安左衛門は眼をこらした。ありえない……。
龍はまるで命が吹き込まれたかのように、本当に動きまわっているのだ。
安左衛門が漆に手をつけようとすると、大口を開けて襲ってきた。ほうほうの体で逃げ出した。
日をあらためて潜ってみたものの、やはり龍は淵に居座っており、どうしても漆の溜まり場には近づけない。
溜まり場にはまだ大量にあるというのに、あきらめなければならなかった。
こんなことになるなら、最初から弟にも上漆のことを教え、仲良く取りに来るべきだったと、烈しく悔いるのだった。
拙作『日高川という名の大蛇に抱かれて【怒りの炎で光宗センセを火あぶりの刑にしちゃうもん!】』が安珍清姫伝説をモチーフにして描いているのに対し、本作はなんと宮崎県の昔話『龍の淵』が根底にあったのです。この47部でエピソードを挿入するのは、いささか詰め込みすぎな感が否めませんが、どうしてもネジ込みたかったのです……。
ちなみにこの『龍の淵』も、『安珍清姫』同様、『まんが日本昔ばなし』でアニメ化されています。YouTubeで検索するとヒットするので、興味ある方は観てください。なかなか考えさせられるエピソードです。
もっともこの日向米良の『龍の淵』(『日本の伝説31 宮崎の伝説』角川書店に『米良の上うるし』として収録)も、元ネタは 『島根の伝説』島根県小・中学校国語教育研究会/編、日本標準に収録された『頼太水』という伝説ではないかとの見方があります。島根県能義郡広瀬町(現・安来市)の伝説です。
同著によると、参考として福井県福井市の類似の伝説が紹介されているそうなので、広く伝播した話なのでしょう。それによるとこうです。
寛永十二(1635)年、いまの能義郡広瀬町布部に頼太と頼次という兄弟が住んでいた。二人は漆の汁をとることを生業としていたが、兄の頼太は怠け者だった。
布部川の上流には雄渕、雌渕という渕があった(※この二つの渕は現在、布部ダムができたため、湖底に沈んでしまった)。
雌渕には長年にわたり、木から流出した漆が渕の底に沈んでいるという言い伝えがあった。だが渕には竜が住んでいるとのうわさがあり、誰も取りに行く者はいなかった。
あるとき、この雌渕の漆を取ってやろうと思い立った兄の頼太。
雌渕まで出かけていき潜った。狙いどおり、湖底には大量の漆がたまっていた。それで頼太は思う存分漆を集めることができた。
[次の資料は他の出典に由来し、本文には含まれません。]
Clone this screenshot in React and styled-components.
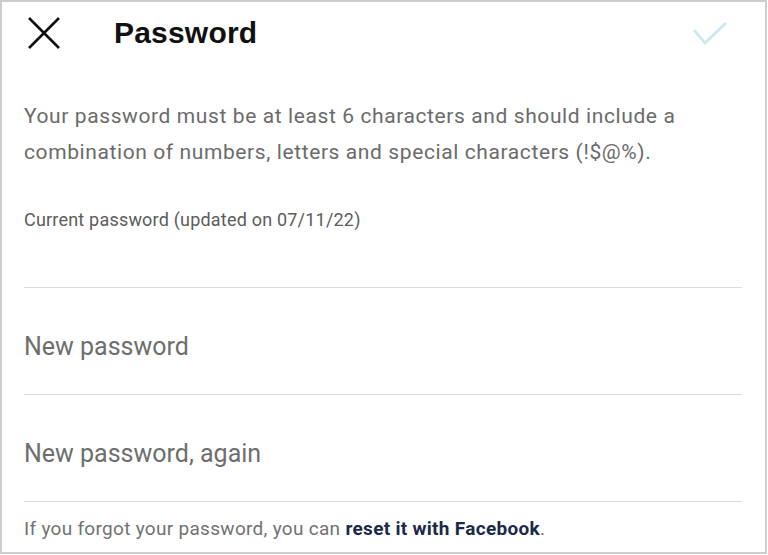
import styled, { createGlobalStyle } from "styled-components";

const Global = createGlobalStyle`
  html, body {
    margin: 0;
    padding: 0;
    background: #ffffff;
  }
  * {
    box-sizing: border-box;
  }
`;

const Frame = styled.div`
  width: 767px;
  height: 554px;
  border: 2px solid #cdcdcd;
  background: #ffffff;
  font-family: Roboto, "Noto Sans", sans-serif;
  display: flex;
  flex-direction: column;
  overflow: hidden;
`;

const Header = styled.header`
  height: 62px;
  display: flex;
  align-items: center;
  padding: 0 37px 0 25px;
`;

const IconButton = styled.button`
  border: 0;
  background: none;
  padding: 0;
  display: flex;
  align-items: center;
  justify-content: center;
  cursor: pointer;
`;

const Title = styled.h1`
  margin: 0 0 0 53px;
  flex: 1;
  font-family: "Liberation Sans", Arial, sans-serif;
  font-weight: 700;
  font-size: 30px;
  color: #111111;
  letter-spacing: 0.2px;
`;

const Body = styled.main`
  padding: 0 23px 0 22px;
  display: flex;
  flex-direction: column;
`;

const Description = styled.p`
  margin: 34px 0 0;
  font-size: 21px;
  line-height: 36px;
  letter-spacing: 0.6px;
  color: #6b6b6b;
`;

const FieldLabel = styled.label`
  margin-top: 40px;
  font-size: 18px;
  line-height: 20px;
  letter-spacing: 0.2px;
  color: #5c5c5c;
`;

const Field = styled.div`
  border-bottom: 1px solid #dcdcdc;
  padding: ${(p) => (p.$compact ? "0" : "45px 0 33px")};
  height: ${(p) => (p.$compact ? "58px" : "auto")};
`;

const Input = styled.input`
  width: 100%;
  border: 0;
  outline: none;
  padding: 0;
  font-family: Roboto, "Noto Sans", sans-serif;
  font-size: 25px;
  line-height: 28px;
  height: 28px;
  color: #333;
  background: transparent;

  &::placeholder {
    color: #6e6e6e;
  }
`;

const Footer = styled.p`
  margin: 0;
  padding-top: 17px;
  font-size: 19px;
  line-height: 20px;
  letter-spacing: 0.3px;
  color: #727272;
`;

const ResetLink = styled.a`
  color: #1b2a48;
  font-weight: 700;
  text-decoration: none;
`;

const CloseIcon = () => (
  <svg width="34" height="34" viewBox="0 0 34 34">
    <path d="M2 2 L32 32 M32 2 L2 32" stroke="#111" strokeWidth="2.6" fill="none" />
  </svg>
);

const CheckIcon = () => (
  <svg width="36" height="25" viewBox="0 0 36 25">
    <path d="M2 9 L13 22 L34 2" stroke="#c8e7ee" strokeWidth="2.6" fill="none" />
  </svg>
);

export default function App() {
  return (
    <>
      <Global />
      <Frame>
        <Header>
          <IconButton aria-label="Close">
            <CloseIcon />
          </IconButton>
          <Title>Password</Title>
          <IconButton aria-label="Save">
            <CheckIcon />
          </IconButton>
        </Header>
        <Body>
          <Description>
            Your password must be at least 6 characters and should include a
            <br />
            combination of numbers, letters and special characters (!$@%).
          </Description>
          <FieldLabel>Current password (updated on 07/11/22)</FieldLabel>
          <Field $compact>
            <Input type="password" />
          </Field>
          <Field>
            <Input type="password" placeholder="New password" />
          </Field>
          <Field>
            <Input type="password" placeholder="New password, again" />
          </Field>
          <Footer>
            If you forgot your password, you can{" "}
            <ResetLink href="#">reset it with Facebook</ResetLink>.
          </Footer>
        </Body>
      </Frame>
    </>
  );
}
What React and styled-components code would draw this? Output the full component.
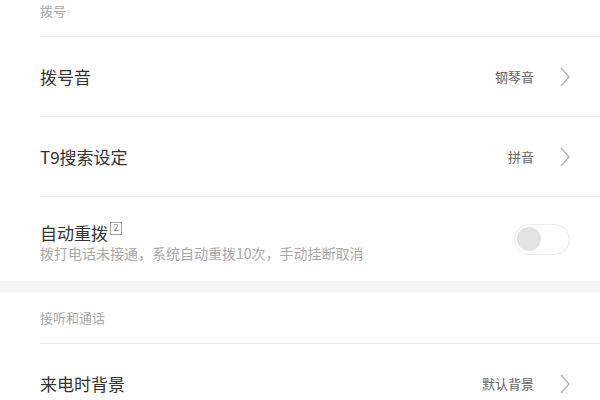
import React from "react"
import styled, { createGlobalStyle } from "styled-components"

const GlobalStyle = createGlobalStyle`
  html, body {
    margin: 0;
    padding: 0;
    background: #ffffff;
    font-family: "Noto Sans CJK SC", "Noto Sans", sans-serif;
    overflow: hidden;
  }
`

const Page = styled.div`
  width: 600px;
  height: 400px;
  overflow: hidden;
  background: #ffffff;
`

const List = styled.div`
  margin-top: -14px;
`

const Section = styled.div`
  padding-left: 40px;
`

const Header = styled.div`
  height: 51px;
  display: flex;
  align-items: center;
  padding-bottom: 1px;
  font-size: 13px;
  color: #a8a8a8;
  border-bottom: 1px solid #ededed;
  box-sizing: border-box;
`

const Row = styled.div`
  height: ${props => (props.tall ? "84px" : "80px")};
  display: flex;
  align-items: center;
  padding-right: 30px;
  box-sizing: border-box;
  border-bottom: ${props => (props.last ? "none" : "1px solid #ededed")};
`

const Text = styled.div`
  flex: 1;
  display: flex;
  flex-direction: column;
  gap: 1px;
  padding-top: ${props => (props.offset ? "6px" : "0")};
`

const Title = styled.div`
  font-size: 17px;
  color: #333333;
  line-height: 21px;
  display: flex;
  align-items: flex-start;
`

const Badge = styled.span`
  margin-left: 2px;
  width: 10px;
  height: 11px;
  border: 1px solid #a0a0a0;
  font-size: 9px;
  line-height: 11px;
  text-align: center;
  color: #888;
  font-family: "DejaVu Sans", sans-serif;
`

const Sub = styled.div`
  font-size: 14px;
  color: #a9a9a9;
  line-height: 18px;
`

const Value = styled.div`
  font-size: 13px;
  color: #666666;
  margin-right: 26px;
`

const Chevron = () => (
  <svg width="10" height="20" viewBox="0 0 10 20">
    <polyline
      points="1,1 9,10 1,19"
      fill="none"
      stroke="#b4b4b4"
      strokeWidth="1.4"
    />
  </svg>
)

const Switch = styled.div`
  width: 56px;
  height: 31px;
  border: 1.5px solid #ececec;
  border-radius: 16px;
  box-sizing: border-box;
  display: flex;
  align-items: center;
  padding-left: 2px;
`

const Knob = styled.div`
  width: 24px;
  height: 24px;
  border-radius: 50%;
  background: #e3e3e3;
`

const Band = styled.div`
  height: 12px;
  background: #f5f5f5;
`

const NavRow = ({ title, value }) => (
  <Row>
    <Text>
      <Title>{title}</Title>
    </Text>
    <Value>{value}</Value>
    <Chevron />
  </Row>
)

const App = () => {
  return (
    <Page>
      <GlobalStyle />
      <List>
        <Section>
          <Header>拨号</Header>
          <NavRow title="拨号音" value="钢琴音" />
          <NavRow title="T9搜索设定" value="拼音" />
          <Row tall last>
            <Text offset>
              <Title>
                自动重拨<Badge>2</Badge>
              </Title>
              <Sub>拨打电话未接通，系统自动重拨10次，手动挂断取消</Sub>
            </Text>
            <Switch>
              <Knob />
            </Switch>
          </Row>
        </Section>
        <Band />
        <Section>
          <Header>接听和通话</Header>
          <NavRow title="来电时背景" value="默认背景" />
        </Section>
      </List>
    </Page>
  )
}

export default App
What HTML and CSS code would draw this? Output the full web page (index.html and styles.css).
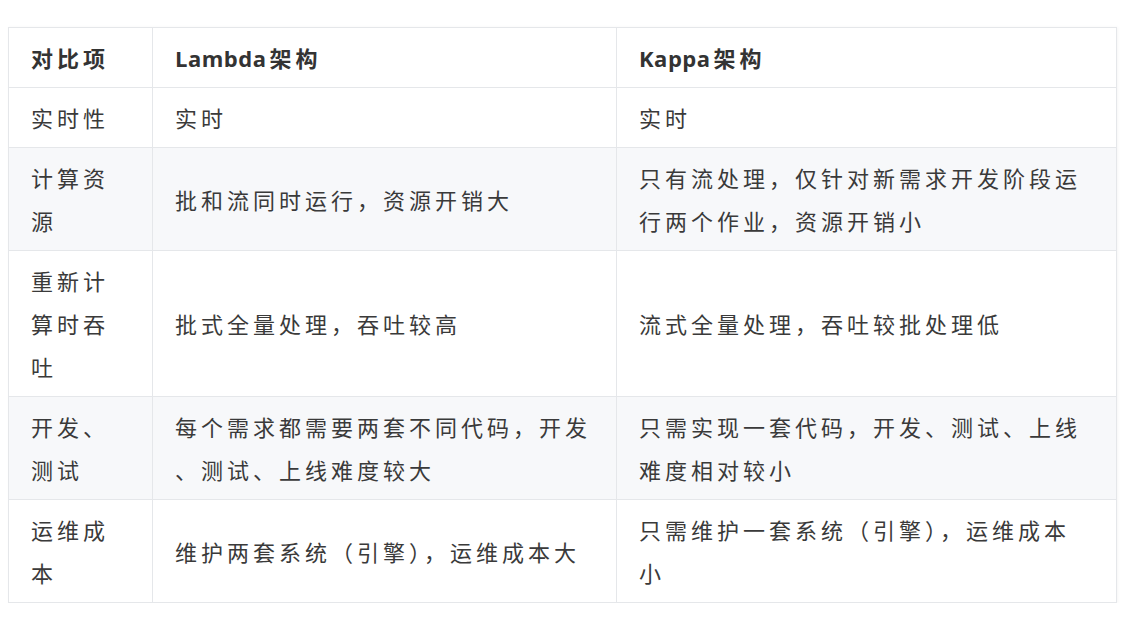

そのことを知った弟の頼次は竜の祟りを恐れ、兄に危険なことを止めさせようと考えた。
一計を案じ、藁で大きな竜の形を作り、湖底に沈めた。
そのことを知らない頼太はふたたび雌淵に潜った。ところが急に天気が悪くなり、大雨が降り出してきた。
三日三晩雨は降り続き、渕の水は布部川に流れ込んでいった。頼太のその後を知る者は誰もいない。
時が経つうちに、藁の竜が雨を呼び起こし大水を出させたのだろうと語られるようになった。
それ以降、この地方では大水のことを頼太水と呼ぶようになったという。